- Exercise aim: Copy out lines with the word "React" from the material that follows.

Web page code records
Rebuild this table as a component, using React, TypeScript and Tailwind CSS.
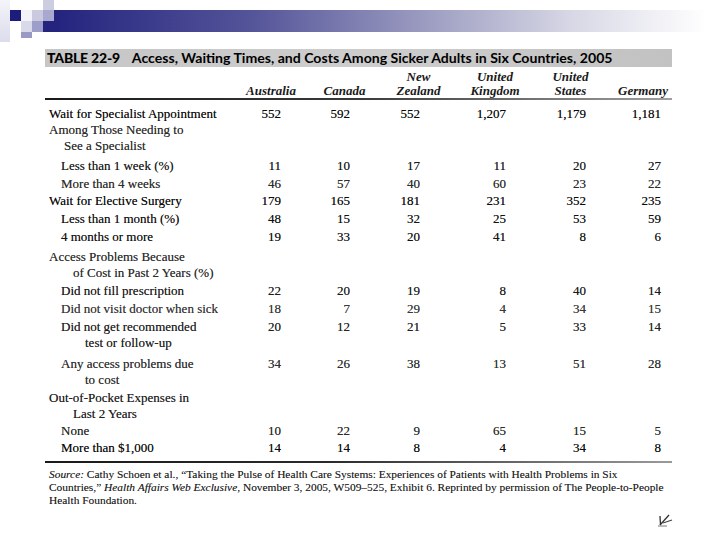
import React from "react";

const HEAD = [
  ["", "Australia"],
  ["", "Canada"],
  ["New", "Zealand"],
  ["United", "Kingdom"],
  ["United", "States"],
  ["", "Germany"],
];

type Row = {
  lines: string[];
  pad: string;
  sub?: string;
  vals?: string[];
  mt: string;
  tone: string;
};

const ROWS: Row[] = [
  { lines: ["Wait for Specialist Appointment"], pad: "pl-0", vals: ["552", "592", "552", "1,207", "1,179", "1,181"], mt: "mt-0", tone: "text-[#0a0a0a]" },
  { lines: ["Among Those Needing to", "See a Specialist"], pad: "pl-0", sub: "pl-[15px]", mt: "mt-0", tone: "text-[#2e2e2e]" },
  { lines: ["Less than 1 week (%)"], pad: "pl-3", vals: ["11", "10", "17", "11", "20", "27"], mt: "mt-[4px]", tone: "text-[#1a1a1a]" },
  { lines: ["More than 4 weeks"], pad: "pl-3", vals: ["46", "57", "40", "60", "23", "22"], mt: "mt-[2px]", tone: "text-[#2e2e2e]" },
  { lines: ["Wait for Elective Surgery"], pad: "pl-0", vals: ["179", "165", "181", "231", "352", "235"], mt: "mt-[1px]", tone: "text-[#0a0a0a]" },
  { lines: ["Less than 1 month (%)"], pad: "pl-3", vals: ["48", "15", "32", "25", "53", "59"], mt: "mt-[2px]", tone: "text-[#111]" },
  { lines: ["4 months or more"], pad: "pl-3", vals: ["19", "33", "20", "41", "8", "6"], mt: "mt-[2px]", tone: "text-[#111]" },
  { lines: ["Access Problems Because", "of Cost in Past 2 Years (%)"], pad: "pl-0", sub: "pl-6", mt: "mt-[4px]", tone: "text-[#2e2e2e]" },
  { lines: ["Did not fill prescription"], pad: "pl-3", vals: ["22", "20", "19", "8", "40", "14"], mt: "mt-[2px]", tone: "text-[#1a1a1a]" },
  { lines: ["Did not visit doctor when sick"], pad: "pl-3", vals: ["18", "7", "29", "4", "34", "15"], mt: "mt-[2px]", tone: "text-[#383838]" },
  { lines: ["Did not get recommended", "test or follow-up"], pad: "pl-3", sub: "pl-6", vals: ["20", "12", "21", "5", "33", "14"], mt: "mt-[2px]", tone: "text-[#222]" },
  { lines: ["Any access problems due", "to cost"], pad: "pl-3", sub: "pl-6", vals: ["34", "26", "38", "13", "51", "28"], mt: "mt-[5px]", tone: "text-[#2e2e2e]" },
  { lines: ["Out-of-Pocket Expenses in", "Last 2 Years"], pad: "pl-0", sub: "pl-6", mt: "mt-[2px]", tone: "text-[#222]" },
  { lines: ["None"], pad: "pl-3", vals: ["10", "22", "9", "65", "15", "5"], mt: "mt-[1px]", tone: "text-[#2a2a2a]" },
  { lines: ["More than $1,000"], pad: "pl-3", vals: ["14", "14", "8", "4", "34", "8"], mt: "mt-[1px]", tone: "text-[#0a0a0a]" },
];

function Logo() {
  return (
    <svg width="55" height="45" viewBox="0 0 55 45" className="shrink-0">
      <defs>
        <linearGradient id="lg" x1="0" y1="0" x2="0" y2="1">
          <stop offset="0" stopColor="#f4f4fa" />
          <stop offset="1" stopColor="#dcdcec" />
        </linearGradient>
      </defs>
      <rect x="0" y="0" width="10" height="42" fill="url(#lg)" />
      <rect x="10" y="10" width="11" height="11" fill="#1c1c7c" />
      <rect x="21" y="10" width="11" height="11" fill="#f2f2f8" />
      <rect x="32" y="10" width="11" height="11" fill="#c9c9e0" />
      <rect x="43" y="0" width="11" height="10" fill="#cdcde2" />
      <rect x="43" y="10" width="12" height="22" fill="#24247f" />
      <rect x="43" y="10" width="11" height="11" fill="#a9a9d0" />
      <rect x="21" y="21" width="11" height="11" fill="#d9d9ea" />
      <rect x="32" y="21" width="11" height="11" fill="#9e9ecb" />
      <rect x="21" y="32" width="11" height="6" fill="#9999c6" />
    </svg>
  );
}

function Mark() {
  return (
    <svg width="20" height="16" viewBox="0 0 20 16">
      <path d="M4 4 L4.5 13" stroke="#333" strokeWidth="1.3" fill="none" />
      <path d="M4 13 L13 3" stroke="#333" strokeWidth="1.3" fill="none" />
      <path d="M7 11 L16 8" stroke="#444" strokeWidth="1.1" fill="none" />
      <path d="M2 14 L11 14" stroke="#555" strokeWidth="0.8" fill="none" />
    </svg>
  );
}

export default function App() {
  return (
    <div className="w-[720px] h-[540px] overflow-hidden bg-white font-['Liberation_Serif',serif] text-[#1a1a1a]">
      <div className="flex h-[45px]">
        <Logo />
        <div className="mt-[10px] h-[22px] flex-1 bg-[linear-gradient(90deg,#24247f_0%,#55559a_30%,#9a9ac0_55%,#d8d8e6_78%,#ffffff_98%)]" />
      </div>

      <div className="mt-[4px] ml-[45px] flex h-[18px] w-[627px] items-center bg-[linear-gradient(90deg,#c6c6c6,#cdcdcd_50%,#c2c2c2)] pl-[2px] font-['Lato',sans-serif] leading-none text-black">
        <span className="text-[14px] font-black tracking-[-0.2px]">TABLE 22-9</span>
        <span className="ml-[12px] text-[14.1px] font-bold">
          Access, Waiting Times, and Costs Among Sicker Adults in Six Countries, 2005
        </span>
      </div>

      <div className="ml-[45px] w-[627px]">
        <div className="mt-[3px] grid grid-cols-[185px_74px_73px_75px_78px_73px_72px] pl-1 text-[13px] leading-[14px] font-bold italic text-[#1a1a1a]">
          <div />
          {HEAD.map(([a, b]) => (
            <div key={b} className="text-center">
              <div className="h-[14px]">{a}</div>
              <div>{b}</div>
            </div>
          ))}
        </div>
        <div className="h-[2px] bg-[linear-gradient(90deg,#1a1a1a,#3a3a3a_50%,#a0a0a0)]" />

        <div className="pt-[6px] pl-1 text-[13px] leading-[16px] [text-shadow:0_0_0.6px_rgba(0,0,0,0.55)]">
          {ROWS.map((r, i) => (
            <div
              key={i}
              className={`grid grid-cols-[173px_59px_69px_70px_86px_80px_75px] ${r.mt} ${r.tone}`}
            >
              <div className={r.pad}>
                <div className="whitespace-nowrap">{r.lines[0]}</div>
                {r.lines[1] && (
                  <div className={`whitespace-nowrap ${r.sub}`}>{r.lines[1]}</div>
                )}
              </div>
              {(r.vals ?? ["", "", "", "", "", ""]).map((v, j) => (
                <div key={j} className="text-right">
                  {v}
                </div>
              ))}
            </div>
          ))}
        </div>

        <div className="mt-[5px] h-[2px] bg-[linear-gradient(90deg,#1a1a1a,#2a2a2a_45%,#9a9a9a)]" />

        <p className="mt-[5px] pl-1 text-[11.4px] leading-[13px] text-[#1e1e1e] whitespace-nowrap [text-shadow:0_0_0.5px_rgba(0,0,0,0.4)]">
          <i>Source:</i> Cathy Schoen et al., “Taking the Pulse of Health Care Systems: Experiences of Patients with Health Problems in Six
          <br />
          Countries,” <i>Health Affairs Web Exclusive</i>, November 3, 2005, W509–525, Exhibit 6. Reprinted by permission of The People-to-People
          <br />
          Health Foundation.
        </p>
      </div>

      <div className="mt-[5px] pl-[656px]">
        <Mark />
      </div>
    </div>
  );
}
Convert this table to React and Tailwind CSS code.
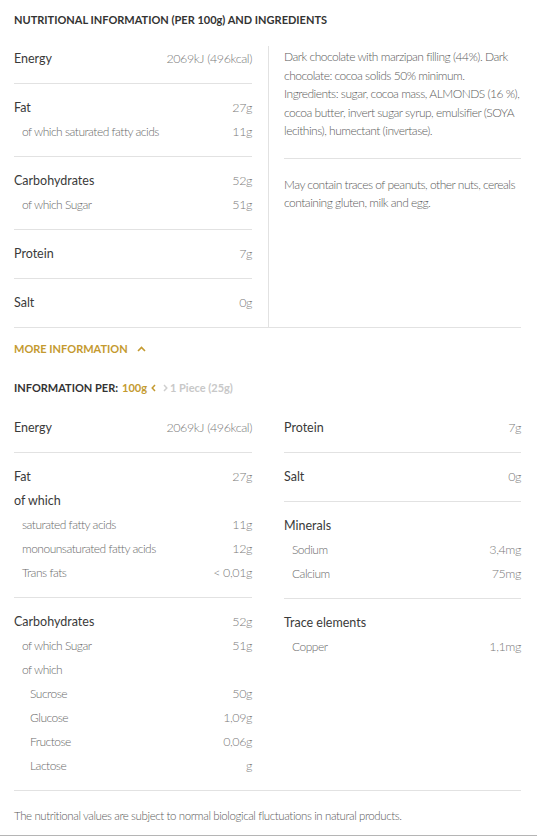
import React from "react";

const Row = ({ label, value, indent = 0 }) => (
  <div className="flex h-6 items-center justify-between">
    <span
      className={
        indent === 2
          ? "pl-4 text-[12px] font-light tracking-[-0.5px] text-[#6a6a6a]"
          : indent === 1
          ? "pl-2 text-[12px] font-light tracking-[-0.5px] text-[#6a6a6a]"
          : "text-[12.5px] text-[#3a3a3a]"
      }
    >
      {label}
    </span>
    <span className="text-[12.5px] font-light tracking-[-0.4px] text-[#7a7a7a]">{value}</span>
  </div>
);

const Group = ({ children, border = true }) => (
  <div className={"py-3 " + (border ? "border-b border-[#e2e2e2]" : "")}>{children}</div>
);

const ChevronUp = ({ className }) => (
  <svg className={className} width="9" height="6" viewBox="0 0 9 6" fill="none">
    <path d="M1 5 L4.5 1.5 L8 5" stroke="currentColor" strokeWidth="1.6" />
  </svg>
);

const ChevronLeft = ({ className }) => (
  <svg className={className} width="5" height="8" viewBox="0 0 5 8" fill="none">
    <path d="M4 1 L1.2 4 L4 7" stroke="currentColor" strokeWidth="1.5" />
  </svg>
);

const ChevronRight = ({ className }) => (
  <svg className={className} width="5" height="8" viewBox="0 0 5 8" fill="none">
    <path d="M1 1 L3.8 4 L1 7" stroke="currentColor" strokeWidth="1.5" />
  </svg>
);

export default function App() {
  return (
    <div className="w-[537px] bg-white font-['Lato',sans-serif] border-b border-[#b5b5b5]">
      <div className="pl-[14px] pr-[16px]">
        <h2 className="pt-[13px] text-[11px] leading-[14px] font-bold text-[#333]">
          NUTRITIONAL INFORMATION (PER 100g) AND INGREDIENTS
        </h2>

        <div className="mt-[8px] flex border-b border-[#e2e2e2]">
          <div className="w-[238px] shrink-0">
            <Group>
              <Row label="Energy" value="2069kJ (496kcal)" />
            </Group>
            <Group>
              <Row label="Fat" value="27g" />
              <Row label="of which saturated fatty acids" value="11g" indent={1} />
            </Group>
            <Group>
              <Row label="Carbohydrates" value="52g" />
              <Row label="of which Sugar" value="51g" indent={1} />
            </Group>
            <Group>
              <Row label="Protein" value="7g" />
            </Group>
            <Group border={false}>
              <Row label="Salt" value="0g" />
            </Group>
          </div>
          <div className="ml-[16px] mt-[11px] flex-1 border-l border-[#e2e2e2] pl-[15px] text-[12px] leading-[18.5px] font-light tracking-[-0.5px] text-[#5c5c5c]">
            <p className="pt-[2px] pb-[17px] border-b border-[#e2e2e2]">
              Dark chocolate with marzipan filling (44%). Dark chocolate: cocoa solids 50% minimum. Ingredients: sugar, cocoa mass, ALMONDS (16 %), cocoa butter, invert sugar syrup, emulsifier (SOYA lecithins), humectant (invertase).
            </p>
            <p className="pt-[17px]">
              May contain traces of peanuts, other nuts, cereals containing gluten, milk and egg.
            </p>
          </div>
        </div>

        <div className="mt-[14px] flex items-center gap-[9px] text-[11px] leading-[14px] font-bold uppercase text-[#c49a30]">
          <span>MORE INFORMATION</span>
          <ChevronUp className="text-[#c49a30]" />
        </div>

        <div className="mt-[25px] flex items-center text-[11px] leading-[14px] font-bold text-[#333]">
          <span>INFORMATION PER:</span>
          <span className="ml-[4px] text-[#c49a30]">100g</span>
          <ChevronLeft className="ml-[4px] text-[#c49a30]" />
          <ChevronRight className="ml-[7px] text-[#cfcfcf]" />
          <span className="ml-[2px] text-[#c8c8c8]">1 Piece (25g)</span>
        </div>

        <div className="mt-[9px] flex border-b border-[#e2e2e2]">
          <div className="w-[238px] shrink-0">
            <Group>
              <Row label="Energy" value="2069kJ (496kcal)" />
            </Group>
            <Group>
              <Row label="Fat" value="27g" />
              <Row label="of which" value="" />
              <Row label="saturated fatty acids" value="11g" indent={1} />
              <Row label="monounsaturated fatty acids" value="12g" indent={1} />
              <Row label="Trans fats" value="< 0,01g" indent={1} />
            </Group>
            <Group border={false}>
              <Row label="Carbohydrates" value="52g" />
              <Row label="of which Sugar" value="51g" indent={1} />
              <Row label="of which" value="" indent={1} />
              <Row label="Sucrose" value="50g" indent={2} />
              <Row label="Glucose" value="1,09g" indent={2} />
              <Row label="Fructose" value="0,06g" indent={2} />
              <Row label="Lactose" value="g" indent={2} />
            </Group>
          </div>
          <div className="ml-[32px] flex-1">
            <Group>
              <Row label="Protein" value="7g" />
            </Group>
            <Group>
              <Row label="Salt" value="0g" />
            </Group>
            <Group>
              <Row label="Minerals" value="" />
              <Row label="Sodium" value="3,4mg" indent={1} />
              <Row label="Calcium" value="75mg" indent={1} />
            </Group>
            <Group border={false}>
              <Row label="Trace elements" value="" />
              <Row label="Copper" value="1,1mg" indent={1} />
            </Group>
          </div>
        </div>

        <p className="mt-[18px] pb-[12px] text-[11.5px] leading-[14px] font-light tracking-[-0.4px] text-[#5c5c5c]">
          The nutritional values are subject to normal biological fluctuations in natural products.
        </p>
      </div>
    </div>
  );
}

- Written solution:
Rebuild this table as a component, using React, TypeScript and Tailwind CSS.
import React from "react";
Convert this table to React and Tailwind CSS code.
import React from "react";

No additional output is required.